What Are ACE Continuing Education Requirements?

Earning the Associate Certified Entomologist credential is a significant professional milestone in the pest management industry. But passing the initial exam is only the beginning. The ACE program is designed around the idea that entomological knowledge and pest management best practices evolve constantly - and credentialed professionals are expected to keep pace.

To maintain your ACE credential, you must complete a defined number of approved continuing education (CE) hours within each two-year renewal cycle. These requirements exist because the science underlying pest identification, inspection methodology, and integrated pest management genuinely changes. New pest species establish themselves in new regions. Resistance patterns shift. Regulatory frameworks around pesticide application are updated. A professional who passed the ACE exam years ago without engaging in ongoing learning is not the same professional the credential is meant to represent.

If you're still working toward your initial certification, it helps to understand that the CE framework reflects the same four knowledge domains the exam tests. Understanding those domains now will make your renewal strategy far more intuitive later. You can also explore ACE Exam Practice Tests: How to Find the Best Ones to build the foundational knowledge that CE activities will later reinforce and expand.

Why CE Requirements Matter Beyond Compliance: Continuing education for ACE holders isn't just a box-checking exercise. Employers who hire for ACE-credentialed positions - structural pest control companies, food processing facilities, healthcare institutions, property management firms, and government agencies - expect credential holders to represent current best practices. Staying current protects both your credential and your professional reputation.
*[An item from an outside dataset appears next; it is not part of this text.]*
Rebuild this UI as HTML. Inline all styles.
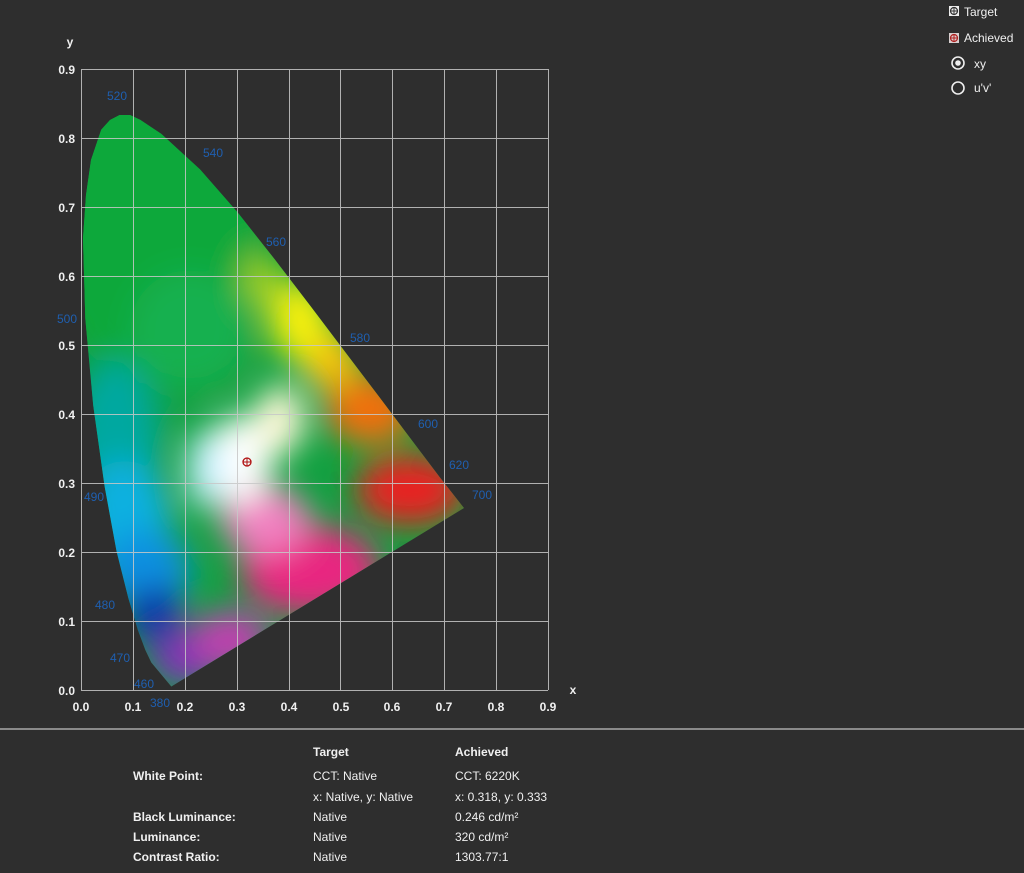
<!DOCTYPE html>
<html><head><meta charset="utf-8"><style>
body{margin:0;width:1024px;height:873px;background:#2e2e2e;font-family:"Liberation Sans",sans-serif;overflow:hidden;position:relative;color:#fff}
.t{position:absolute;font-size:12px;color:#f0f0f0}
.b{font-weight:bold}
</style></head><body>
<svg width="1024" height="730" style="position:absolute;left:0;top:0">
<defs>
<clipPath id="c"><path d="M171.3,686.5 L151.3,662.5 L145.4,650.1 L137.9,630.1 L128.4,598.4 L116.6,551.5 L104.6,486.4 L93.2,405.2 L85.3,318.5 L83,238.2 L86,195 L91,160 L101.2,129.7 L110,120 L119.6,115 L130,115 L140.3,119.9 L161.3,133.9 L200.1,169.5 L237.5,212.3 L274.6,259.1 L311.4,307.3 L346.9,354.2 L379.5,397.3 L406.4,433 L439.8,477.3 L464,508 Z"/></clipPath>
<filter id="bl"><feGaussianBlur stdDeviation="16"/></filter>
</defs>
<g clip-path="url(#c)">
<rect x="60" y="100" width="420" height="600" fill="#10a040"/>
<g filter="url(#bl)">
<ellipse cx="150" cy="220" rx="110" ry="160" fill="#0aa83a"/>
<ellipse cx="190" cy="330" rx="60" ry="60" fill="#18b050"/>
<ellipse cx="115" cy="440" rx="45" ry="80" fill="#00a8a0"/>
<ellipse cx="125" cy="520" rx="45" ry="60" fill="#10b0e0"/>
<ellipse cx="145" cy="570" rx="45" ry="40" fill="#1090e0"/>
<ellipse cx="155" cy="615" rx="30" ry="30" fill="#0838a8"/>
<ellipse cx="185" cy="660" rx="35" ry="25" fill="#8030b8"/>
<ellipse cx="230" cy="640" rx="40" ry="30" fill="#c040b0"/>
<ellipse cx="310" cy="570" rx="70" ry="45" fill="#e82880"/>
<ellipse cx="410" cy="490" rx="55" ry="35" fill="#e82020"/>
<ellipse cx="370" cy="410" rx="45" ry="35" fill="#f07010"/>
<ellipse cx="330" cy="360" rx="30" ry="30" fill="#f8c010"/>
<ellipse cx="300" cy="320" rx="30" ry="40" fill="#f8f010"/>
<ellipse cx="262" cy="280" rx="18" ry="28" fill="#a0d020"/>
<ellipse cx="265" cy="520" rx="45" ry="35" fill="#f080c0"/>
<ellipse cx="240" cy="460" rx="32" ry="45" fill="#ffffff"/>
<ellipse cx="280" cy="420" rx="25" ry="35" fill="#fff8d8"/>
<ellipse cx="205" cy="470" rx="18" ry="40" fill="#c8f0ff"/>
</g>
</g>
<g stroke="#c8c8c8" stroke-width="1" opacity="0.85">
<path d="M81.5,69V690M133.5,69V690M185.5,69V690M237.5,69V690M289.5,69V690M340.5,69V690M392.5,69V690M444.5,69V690M496.5,69V690M548.5,69V690"/>
<path d="M81,69.5H548M81,138.5H548M81,207.5H548M81,276.5H548M81,345.5H548M81,414.5H548M81,483.5H548M81,552.5H548M81,621.5H548M81,690.5H548"/>
</g>
<g font-size="12" font-weight="bold" fill="#f0f0f0" text-anchor="end">
<text x="75" y="74">0.9</text><text x="75" y="143">0.8</text><text x="75" y="212">0.7</text><text x="75" y="281">0.6</text><text x="75" y="350">0.5</text><text x="75" y="419">0.4</text><text x="75" y="488">0.3</text><text x="75" y="557">0.2</text><text x="75" y="626">0.1</text><text x="75" y="695">0.0</text>
</g>
<g font-size="12" font-weight="bold" fill="#f0f0f0" text-anchor="middle">
<text x="81" y="711">0.0</text><text x="133" y="711">0.1</text><text x="185" y="711">0.2</text><text x="237" y="711">0.3</text><text x="289" y="711">0.4</text><text x="341" y="711">0.5</text><text x="392" y="711">0.6</text><text x="444" y="711">0.7</text><text x="496" y="711">0.8</text><text x="548" y="711">0.9</text>
<text x="70" y="46">y</text><text x="573" y="694">x</text>
</g>
<g font-size="12" fill="#1f5fb0">
<text x="107" y="100">520</text><text x="203" y="157">540</text><text x="266" y="246">560</text><text x="350" y="342">580</text><text x="418" y="428">600</text><text x="449" y="469">620</text><text x="472" y="499">700</text>
<text x="57" y="323">500</text><text x="84" y="501">490</text><text x="95" y="609">480</text><text x="110" y="662">470</text><text x="134" y="688">460</text><text x="150" y="707">380</text>
</g>
<circle cx="247" cy="462" r="4" fill="none" stroke="#b01010" stroke-width="1.3"/>
<path d="M243,462H251M247,458V466" stroke="#b01010" stroke-width="1"/>
<rect x="0" y="728" width="1024" height="2" fill="#8a8a8a"/>
</svg>
<svg width="80" height="100" style="position:absolute;left:940px;top:0">
<rect x="9" y="6" width="10" height="10" fill="#eee"/><circle cx="14" cy="11" r="3.5" fill="none" stroke="#333" stroke-width="1.2"/><path d="M10,11H18M14,7V15" stroke="#333"/>
<rect x="9" y="33" width="10" height="10" fill="#d8d0d0"/><circle cx="14" cy="38" r="3.5" fill="none" stroke="#b02020" stroke-width="1.2"/><path d="M10,38H18M14,34V42" stroke="#b02020"/>
<circle cx="18" cy="63" r="6" fill="none" stroke="#eee" stroke-width="1.6"/><circle cx="18" cy="63" r="2.8" fill="#eee"/>
<circle cx="18" cy="88" r="6" fill="none" stroke="#eee" stroke-width="1.6"/>
</svg>
<div class="t" style="left:964px;top:5px">Target</div>
<div class="t" style="left:964px;top:31px">Achieved</div>
<div class="t" style="left:974px;top:57px">xy</div>
<div class="t" style="left:974px;top:81px">u'v'</div>
<div class="t b" style="left:313px;top:745px">Target</div>
<div class="t b" style="left:455px;top:745px">Achieved</div>
<div class="t b" style="left:133px;top:769px">White Point:</div>
<div class="t" style="left:313px;top:769px">CCT: Native</div>
<div class="t" style="left:455px;top:769px">CCT: 6220K</div>
<div class="t" style="left:313px;top:790px">x: Native, y: Native</div>
<div class="t" style="left:455px;top:790px">x: 0.318, y: 0.333</div>
<div class="t b" style="left:133px;top:810px">Black Luminance:</div>
<div class="t" style="left:313px;top:810px">Native</div>
<div class="t" style="left:455px;top:810px">0.246 cd/m²</div>
<div class="t b" style="left:133px;top:830px">Luminance:</div>
<div class="t" style="left:313px;top:830px">Native</div>
<div class="t" style="left:455px;top:830px">320 cd/m²</div>
<div class="t b" style="left:133px;top:850px">Contrast Ratio:</div>
<div class="t" style="left:313px;top:850px">Native</div>
<div class="t" style="left:455px;top:850px">1303.77:1</div>
</body></html>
The Renewal Cycle: What You Actually Need to Complete

The ACE credential operates on a two-year renewal cycle administered by the Entomological Society of America (ESA) in partnership with the National Pest Management Association (NPMA). To renew, credential holders must accumulate the required number of approved CE units within that cycle and submit a renewal application along with the applicable renewal fee.

The renewal process is not automatic. You are responsible for tracking your credits, ensuring the activities you complete are pre-approved or approvable, and submitting your renewal before your credential's expiration date. Missing the deadline doesn't just mean a gap in your credential - it means entering the lapse and reinstatement process, which carries additional administrative requirements and costs.

The Lapse Problem

Many ACE holders run into trouble not because they haven't done the learning, but because they haven't documented it properly or submitted on time. Keep a running log of every CE activity you complete, including the date, the provider, the number of units awarded, and any certificate or confirmation you receive. This documentation becomes critical at renewal time and invaluable if any credits are questioned.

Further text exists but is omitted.